Returning Home after Travel Abroad

Medical symptoms

There was a vogue for returning travellers to go for a medical check-up after returning from an exotic trip or period of work overseas. As a general rule, however, such routine check-ups are unnecessary. The reason for this is that almost all problems will cause some symptoms; there are very few illnesses which lurk unnoticed and then suddenly burst out and overwhelm the body. The very few exceptions to this reassuring fact are detailed below:

Malaria

Malaria is a dangerous disease which can kill rapidly, especially children and pregnant women.

The severe and rapidly progressing illness is increasingly being imported into temperate developed countries. If you have been in a malarious region within the last three months any unexplained fever could be serious malaria and you should mention this fact to the doctor you consult. Malaria which as been partially treated or is one of the more benign forms may take up to a year to manifest itself. There is no screening test which can diagnose the problem so it is important for travellers and doctors to be aware of possible exposure. And don't forget to continue taking antimalarials for a month after return.

Rabies

Rabies is acquired from the bite of a dog, monkey or warm-blooded animal, or from a rabid animal licking broken skin. There are no symptoms initially and no screening test. Any suspect bite must be treated with a course of injections. Once the symptoms of rabies emerge the disease is untreatable and invariably fatal.

Bilharzia

The African lakes are the commonest place to acquire this troublesome worm. Many travellers will get some symptoms but a few may not and a blood test more than 6 weeks after your last possible exposure will tell you whether you have a problem or not. The disease is readily curable at present.

Chagas disease

Chagas is a risk if the family has been staying in villages in South or Central America and has been bitten by assassin bugs; infection is most unlikely unless you have been sleeping on the floor in very poor wattle-and-daub type ramshackle huts. If you are worried, there is some sense in getting a blood test to determine whether you have been exposed to the Chagas parasite. Very few travellers will have been exposed and it would probably be best to ask your family doctor to make enquiries at a specialist tropical diseases centre.

Worms

A large roundworm may be passed as much as 18 months after stowing away in your child's intestine. They are harmless although revolting.
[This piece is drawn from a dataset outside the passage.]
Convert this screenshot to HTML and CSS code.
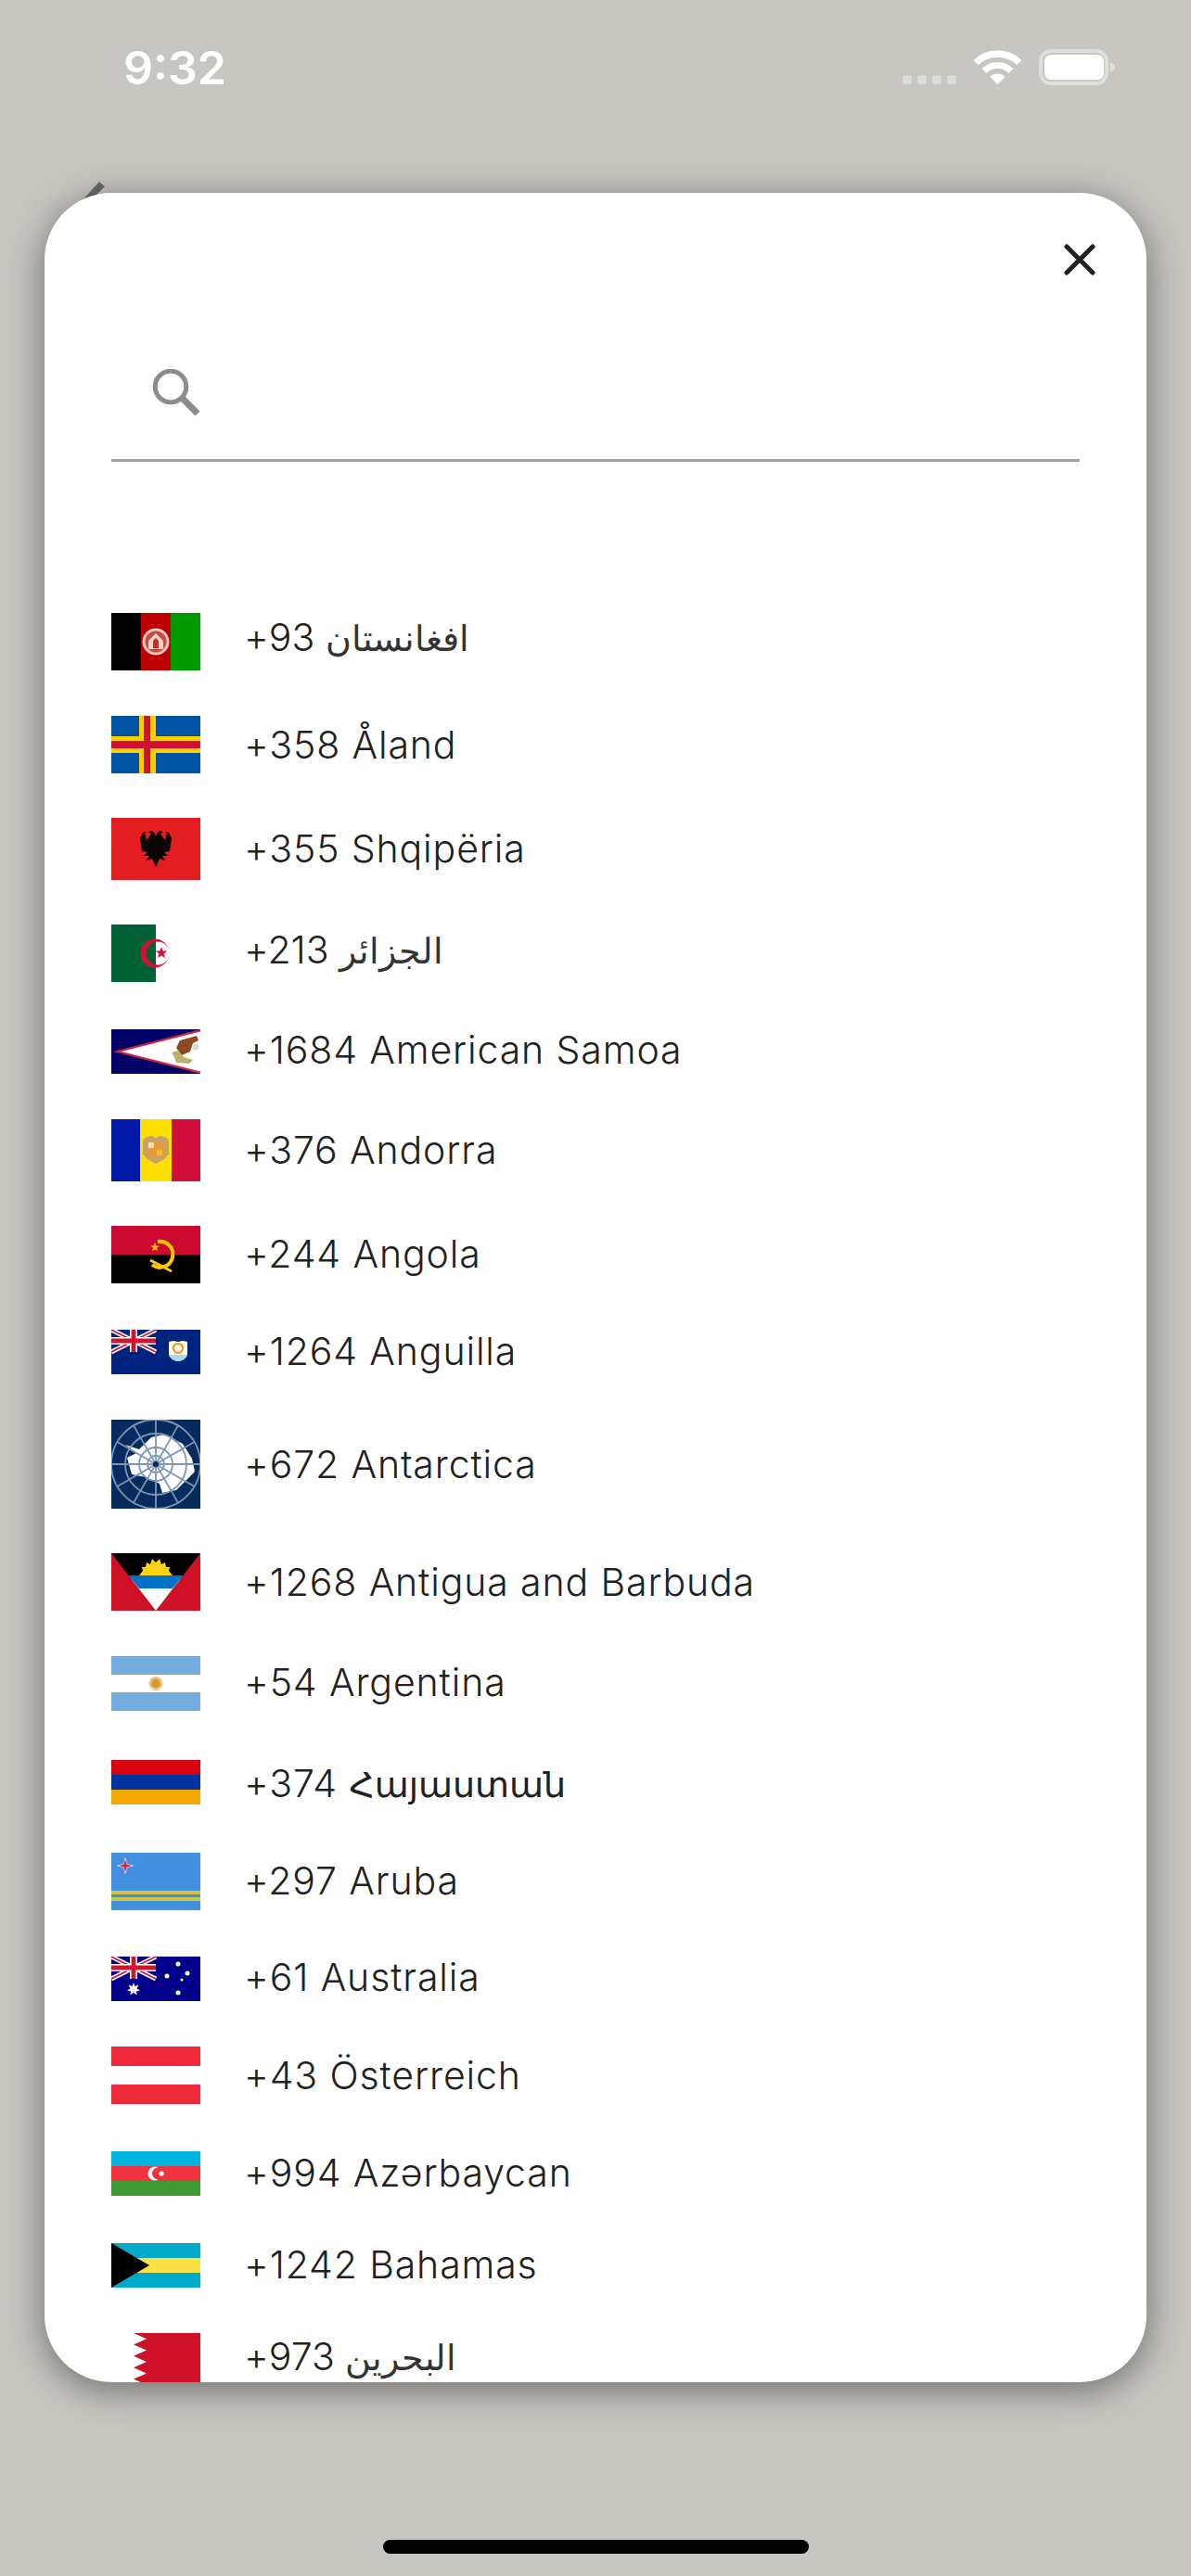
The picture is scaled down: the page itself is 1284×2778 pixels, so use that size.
FILE: index.html
```html
<!DOCTYPE html>
<html lang="en">
<head>
<meta charset="utf-8">
<title>Country code picker</title>
<link rel="stylesheet" href="styles.css">
</head>
<body>
<div class="screen">
  <svg class="behind" viewBox="0 0 40 40"><path d="M22 1 28 6 4 30 0 25Z"/></svg>
  <header class="status">
    <span class="time">9:32</span>
    <div class="status-icons">
      <svg class="signal" viewBox="0 0 58 10"><rect width="10" height="10" rx="3"/><rect x="16" width="10" height="10" rx="3"/><rect x="32" width="10" height="10" rx="3"/><rect x="48" width="10" height="10" rx="3"/></svg>
      <svg class="wifi" viewBox="0 0 51 37"><g fill="none" stroke="#fff"><path stroke-width="7.5" d="M2.2 13.7A33 33 0 0 1 48.8 13.7"/><path stroke-width="7" d="M11 22.5A20.5 20.5 0 0 1 40 22.5"/></g><path fill="#fff" d="M25.5 37 17.3 28.8A11.6 11.6 0 0 1 33.7 28.8Z"/></svg>
      <svg class="battery" viewBox="0 0 82 39"><rect x="2" y="2" width="71" height="35" rx="11" fill="none" stroke="#dededa" stroke-width="4"/><rect x="6" y="6" width="64" height="27" rx="7" fill="#fff"/><path fill="#dededa" d="M77 14c3 1 5 3 5 5.500s-2 4.500-5 5.500Z"/></svg>
    </div>
  </header>

  <main class="card">
    <div class="close-row">
      <svg class="close" viewBox="0 0 34 34"><path d="M3 3 31 31M31 3 3 31"/></svg>
    </div>
    <div class="search">
      <svg class="search-icon" viewBox="0 0 52 52"><circle cx="20" cy="19" r="16.800" /><path d="M33 32 49 48"/></svg>
    </div>
    <ul class="list">
      <li class="row m9">
        <svg class="flag h62" viewBox="0 0 96 62"><rect width="96" height="62" fill="#be0000"/><rect width="32" height="62" fill="#000"/><rect x="64" width="32" height="62" fill="#009a00"/><g class="soft"><circle cx="48" cy="31" r="13" fill="#c84a40" stroke="#ecc8c0" stroke-width="3"/><path d="M40 39h16v-9l-8-8-8 8Z" fill="#f0d4cc"/><path d="M45 38v-8l3-3 3 3v8Z" fill="#be3028"/></g></svg>
        <span class="name">+93 <span class="ar wide">افغانستان</span></span>
      </li>
      <li class="row g49 m1">
        <svg class="flag h62" viewBox="0 0 96 62"><rect width="96" height="62" fill="#0053a5"/><path fill="#ffce00" d="M30 0h18v22h48v18H48v22H30V40H0V22h30Z"/><path fill="#d21034" d="M35 0h7v27h54v8H42v27h-7V35H0v-8h35Z"/></svg>
        <span class="name">+358 Åland</span>
      </li>
      <li class="row m2">
        <svg class="flag h67" viewBox="0 0 96 67"><rect width="96" height="67" fill="#e41e20"/><path class="soft" fill="#0a0606" d="M48 53 44 44 38 46 41 41 35 41 39 37 33 36 31 22 34 16 38 15 36 17 38 24 41 20 43 17 40 15 44 14 47 17 48 20 49 17 52 14 56 15 53 17 55 20 58 24 60 17 58 15 62 16 65 22 63 36 57 37 61 41 55 41 58 46 52 44Z"/></svg>
        <span class="name">+355 Shqipëria</span>
      </li>
      <li class="row m7">
        <svg class="flag h62" viewBox="0 0 96 62"><rect width="96" height="62" fill="#fff"/><rect width="48" height="62" fill="#006233"/><g class="soft"><path fill="#d21034" fill-rule="evenodd" d="M47 15.500a15.500 15.500 0 1 0 0 31 15.500 15.500 0 0 0 15-11.500 12.500 12.500 0 1 1 0-8 15.500 15.500 0 0 0-15-11.500Z"/><path fill="#d21034" d="m54 24 1.700 4.400 4.700.2-3.700 3 1.300 4.500-4-2.600-4 2.600 1.300-4.500-3.700-3 4.700-.2Z"/></g></svg>
        <span class="name">+213 <span class="ar">الجزائر</span></span>
      </li>
      <li class="row g51 m5">
        <svg class="flag h48" viewBox="0 0 96 48"><rect width="96" height="48" fill="#000066"/><path fill="#c8283c" d="M96 0 2 24 96 48Z"/><path fill="#fff" d="M96 2.500 11 24 96 45.500Z"/><g class="soft"><path fill="#8a4b1e" d="M92 7 74 12 70 20 76 28 85 24 88 15 94 12Z"/><path fill="#bdb06a" d="M65 25 72 23 78 30 88 33 84 37 70 36 68 30Z"/><circle cx="91" cy="19" r="3.500" fill="#d8d8d8"/></g></svg>
        <span class="name">+1684 American Samoa</span>
      </li>
      <li class="row g49 m2">
        <svg class="flag h67" viewBox="0 0 96 67"><rect width="96" height="67" fill="#fedf00"/><rect width="31" height="67" fill="#0018a8"/><rect x="65" width="31" height="67" fill="#d0103a"/><g class="soft"><path fill="#c4a26b" d="M36 20 43 18 48 20 53 18 60 20 62 24V38L56 44 48 48 40 44 34 38V24Z"/><rect x="39" y="24" width="18" height="17" rx="2" fill="#ea9a3c"/><rect x="40" y="25" width="6" height="6" fill="#f4e4a0"/><rect x="49" y="33" width="6" height="6" fill="#e8c030"/></g></svg>
        <span class="name">+376 Andorra</span>
      </li>
      <li class="row m2">
        <svg class="flag h62" viewBox="0 0 96 62"><rect width="96" height="31" fill="#cc092f"/><rect y="31" width="96" height="31" fill="#000"/><g class="soft"><g fill="none" stroke="#ffcb00"><path stroke-width="4" d="M50 17A14 14 0 1 1 44 42"/><path stroke-width="3" d="M42 37 65 49"/></g><path fill="#ffcb00" d="m47 18 1.200 3.400 3.600.1-2.900 2.200 1 3.500-2.900-2-2.900 2 1-3.500-2.900-2.200 3.600-.1Z"/></g></svg>
        <span class="name">+244 Angola</span>
      </li>
      <li class="row g50 m3">
        <svg class="flag h48" viewBox="0 0 96 48"><rect width="96" height="48" fill="#00247d"/><g fill="none"><path stroke="#fff" stroke-width="4.800" d="M0 0 48 24M48 0 0 24"/><path stroke="#cf142b" stroke-width="1.600" d="M0 0 48 24M48 0 0 24"/><path stroke="#fff" stroke-width="8" d="M24 0V24M0 12H48"/><path stroke="#cf142b" stroke-width="4.800" d="M24 0V24M0 12H48"/></g><g class="soft"><path fill="#fff" d="M62 13 67 12 72 13 77 12 82 13V26C82 30 76 34 72 34 68 34 62 30 62 26Z"/><path fill="#a8d8ea" d="M62 27H82C81 31 76 34 72 34 68 34 63 31 62 27Z"/><circle cx="72" cy="20" r="5" fill="none" stroke="#f6a020" stroke-width="2.500"/></g></svg>
        <span class="name">+1264 Anguilla</span>
      </li>
      <li class="row g49 m1">
        <svg class="flag h96" viewBox="0 0 96 96"><rect width="96" height="96" fill="#072b5f"/><path class="soft" fill="#fff" d="M43 19 57 16 77 26 87 42 90 56 80 66 70 76 55 79 52 69 37 62 22 59 17 41 27 36 15 27 30 32 38 24Z"/><g class="soft" fill="none" stroke="#7f95b5" stroke-width="1.800"><circle cx="48" cy="48" r="18"/><circle cx="48" cy="48" r="33"/><circle cx="48" cy="48" r="48"/><path d="M48 0V96M0 48H96M24 6.400 72 89.600M72 6.400 24 89.600M6.400 24 89.600 72M89.600 24 6.400 72"/><circle cx="48" cy="48" r="9"/></g><circle cx="48" cy="48" r="3" fill="#072b5f"/></svg>
        <span class="name">+672 Antarctica</span>
      </li>
      <li class="row m1">
        <svg class="flag h62" viewBox="0 0 96 62"><rect width="96" height="62" fill="#ce1126"/><path d="M0 0H96L48 62Z" fill="#000"/><path fill="#fff" d="M20.900 27H75.100L48 62Z"/><path fill="#0072c6" d="M18.600 24H77.400L66 38H30Z"/><path class="soft" fill="#fcd116" d="M30 24 34 19 33 15 37 15 38 10 42 12 44 6 48 10 52 6 54 12 58 10 59 15 63 15 62 19 66 24Z"/></svg>
        <span class="name">+1268 Antigua and Barbuda</span>
      </li>
      <li class="row g49 m4">
        <svg class="flag h59" viewBox="0 0 96 59"><rect width="96" height="59" fill="#74acdf"/><rect y="20" width="96" height="19" fill="#fff"/><g class="soft"><circle cx="48" cy="29.500" r="7.500" fill="#e9c98f"/><circle cx="48" cy="29.500" r="5" fill="#d99a2b"/></g></svg>
        <span class="name">+54 Argentina</span>
      </li>
      <li class="row g53 am">
        <svg class="flag h48" viewBox="0 0 96 48"><rect width="96" height="16" fill="#d90012"/><rect y="16" width="96" height="16" fill="#0033a0"/><rect y="32" width="96" height="16" fill="#f2a800"/></svg>
        <span class="name">+374 <span class="hy">Հայաստան</span></span>
      </li>
      <li class="row g52 m2">
        <svg class="flag h62" viewBox="0 0 96 62"><rect width="96" height="62" fill="#418fde"/><rect y="41" width="96" height="4" fill="#d4c43a"/><rect y="48" width="96" height="4" fill="#d4c43a"/><g class="soft"><path fill="#e9e9f0" d="M15 4 17 12 25 14 17 16 15 24 13 16 5 14 13 12Z"/><path fill="#c8284c" d="M15 7 16.600 12.400 22 14 16.600 15.600 15 21 13.400 15.600 8 14 13.400 12.400Z"/></g></svg>
        <span class="name">+297 Aruba</span>
      </li>
      <li class="row g50 m5">
        <svg class="flag h48" viewBox="0 0 96 48"><rect width="96" height="48" fill="#00008b"/><g fill="none"><path stroke="#fff" stroke-width="4.800" d="M0 0 48 24M48 0 0 24"/><path stroke="#cf142b" stroke-width="1.600" d="M0 0 48 24M48 0 0 24"/><path stroke="#fff" stroke-width="8" d="M24 0V24M0 12H48"/><path stroke="#cf142b" stroke-width="4.800" d="M24 0V24M0 12H48"/></g><g class="soft" fill="#fff"><path d="M24 28 25.500 32 29.500 30.500 27.500 34.500 31 36.500 27 37.500 27.500 41.500 24 39 20.500 41.500 21 37.500 17 36.500 20.500 34.500 18.500 30.500 22.500 32Z"/><circle cx="72" cy="8" r="2.500"/><circle cx="60" cy="21" r="2.500"/><circle cx="82" cy="18" r="2.500"/><circle cx="76" cy="25" r="1.500"/><circle cx="72" cy="39" r="2.500"/></g></svg>
        <span class="name">+61 Australia</span>
      </li>
      <li class="row g49 m1">
        <svg class="flag h62" viewBox="0 0 96 62"><rect width="96" height="62" fill="#ed2939"/><rect y="21" width="96" height="20" fill="#fff"/></svg>
        <span class="name">+43 Österreich</span>
      </li>
      <li class="row g51 m3">
        <svg class="flag h48" viewBox="0 0 96 48"><rect width="96" height="16" fill="#00b5e2"/><rect y="16" width="96" height="16" fill="#ef3340"/><rect y="32" width="96" height="16" fill="#3f9c35"/><path class="soft" fill="#fff" d="M47 16.500a7.500 7.500 0 1 0 0 15 7.500 7.500 0 0 0 3.500-1 6 6 0 1 1 0-13 7.500 7.500 0 0 0-3.500-1Z"/><circle cx="54" cy="24" r="2.600" fill="#fff"/></svg>
        <span class="name">+994 Azərbaycan</span>
      </li>
      <li class="row g51 m3">
        <svg class="flag h48" viewBox="0 0 96 48"><rect width="96" height="48" fill="#00abc9"/><rect y="16" width="96" height="16" fill="#fae042"/><path d="M0 0 41 24 0 48Z" fill="#000"/></svg>
        <span class="name">+1242 Bahamas</span>
      </li>
      <li class="row g49 m11">
        <svg class="flag h62" viewBox="0 0 96 62"><path fill="#ce1126" d="M96 0H24L38 6.200 24 12.400 38 18.600 24 24.800 38 31 24 37.200 38 43.400 24 49.600 38 55.800 24 62H96Z"/></svg>
        <span class="name">+973 <span class="ar">البحرين</span></span>
      </li>
    </ul>
  </main>

  <div class="home"></div>
</div>
</body>
</html>
```
FILE: styles.css
```css
* {
  box-sizing: border-box;
}

html,
body {
  margin: 0;
  padding: 0;
}

body {
  background: #c7c6c1;
  font-family: Inter, "DejaVu Sans", "Noto Sans", sans-serif;
}

.screen {
  position: relative;
  display: flex;
  flex-direction: column;
  width: 1284px;
  height: 2778px;
  overflow: hidden;
}

.behind {
  position: absolute;
  left: 85px;
  top: 195px;
  width: 40px;
  height: 40px;
  fill: #6a6a6a;
}

.status {
  display: flex;
  justify-content: space-between;
  align-items: flex-start;
  height: 208px;
  padding: 53px 82px 0 133px;
}

.time {
  color: #fff;
  font-size: 50px;
  font-weight: 600;
  line-height: 40px;
}

.status-icons {
  display: flex;
  align-items: flex-start;
  gap: 19px;
}

.signal {
  width: 58px;
  height: 10px;
  margin-top: 28px;
  fill: #dcdcd8;
}

.wifi {
  width: 51px;
  height: 37px;
  margin-top: 1px;
}

.battery {
  width: 82px;
  height: 39px;
}

.card {
  position: relative;
  height: 2361px;
  margin: 0 48px;
  background: #fff;
  border-radius: 72px;
  box-shadow: 0 8px 40px rgba(0, 0, 0, 0.46);
  overflow: hidden;
}

.close-row {
  display: flex;
  justify-content: flex-end;
  padding: 55px 55px 0 0;
}

.close {
  width: 34px;
  height: 34px;
  fill: none;
  stroke: #212121;
  stroke-width: 5;
  stroke-linecap: round;
}

.search {
  display: flex;
  margin: 100px 72px 0;
  padding: 0 0 46px 44px;
  border-bottom: 3px solid #a4a4a4;
}

.search-icon {
  display: block;
  width: 52px;
  height: 52px;
  margin-top: 1px;
  margin-bottom: -1px;
  fill: none;
  stroke: #8c8c8c;
  stroke-width: 5;
}

.search-icon path {
  stroke-width: 7;
}

.list {
  margin: 163px 0 0;
  padding: 0 72px;
  list-style: none;
}

.row {
  display: flex;
  align-items: center;
  gap: 47px;
  margin-top: 48px;
}

.row:first-child {
  margin-top: 0;
}

.g49 { margin-top: 49px; }
.g50 { margin-top: 50px; }
.g51 { margin-top: 51px; }
.g52 { margin-top: 52px; }
.g53 { margin-top: 53px; }

.flag {
  display: block;
  flex: none;
  width: 96px;
}

.soft {
  filter: blur(0.5px);
}

.h48 { height: 48px; }
.h59 { height: 59px; }
.h62 { height: 62px; }
.h67 { height: 67px; }
.h96 { height: 96px; }

.name {
  color: #212121;
  font-size: 41px;
  font-weight: 350;
  letter-spacing: 0.88px;
  line-height: 40px;
  white-space: nowrap;
}

.ar {
  color: #333;
  font-size: 38px;
  letter-spacing: 0;
}

.hy {
  font-size: 38px;
  font-weight: 400;
  letter-spacing: 0;
}

.m1 .name { margin-bottom: 1px; }
.m2 .name { margin-bottom: 2px; }
.m3 .name { margin-bottom: 3px; }
.m4 .name { margin-bottom: 4px; }
.m5 .name { margin-bottom: 5px; }
.m7 .name { margin-bottom: 7px; }
.m9 .name { margin-bottom: 9px; }
.m11 .name { margin-bottom: 11px; }
.am .name { margin-top: 3px; }

.home {
  align-self: center;
  width: 459px;
  height: 15px;
  margin-top: 170px;
  background: #000;
  border-radius: 8px;
}
```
It is worth having a stool check before treating worms since sometimes the infestation comprises on lonely individual. If the thought of tropical worms really makes you feel squeamish you may want to send a stool sample off to the laboratory; otherwise do not bother. Unlike threadworms these large worms are not directly transmissible from one family member to another.

Psychological Symptoms

Reverse culture shock can hit children, especially if the family has been abroad long term; and readapting to your own culture can cause problems, especially for adolescents who may be going through their own identity crises. One important areas to be aware of is the need for closure, that is allowing a comfortable separation from familiar places and friends when the family is about to move on.

Goodbyes need to be said to both people and favourite haunts, and it is healthy to talk a little about leaving. The longer you have been based in a place the longer the closure rituals should be; but even after a holiday, children like a 'last go' on this slide or a 'last visit' to that favourite rocky cove. Ensure they know it is a last visit. And when you get 'home' be prepared for all the adjustments problems you may have noticed when you first went abroad; these processes are mentioned above. Travel is stressful so allow all members of the family time to adjust.

Finally be aware that children are treasured and protected in developing countries in a way that we have forgotten at home. Returning children who are not shy of strangers may be exposed to possible new hazards or even abduction. Expatriate children are more mature in many ways but they also may have been sheltered from the obscene aspects of 'civilised' countries.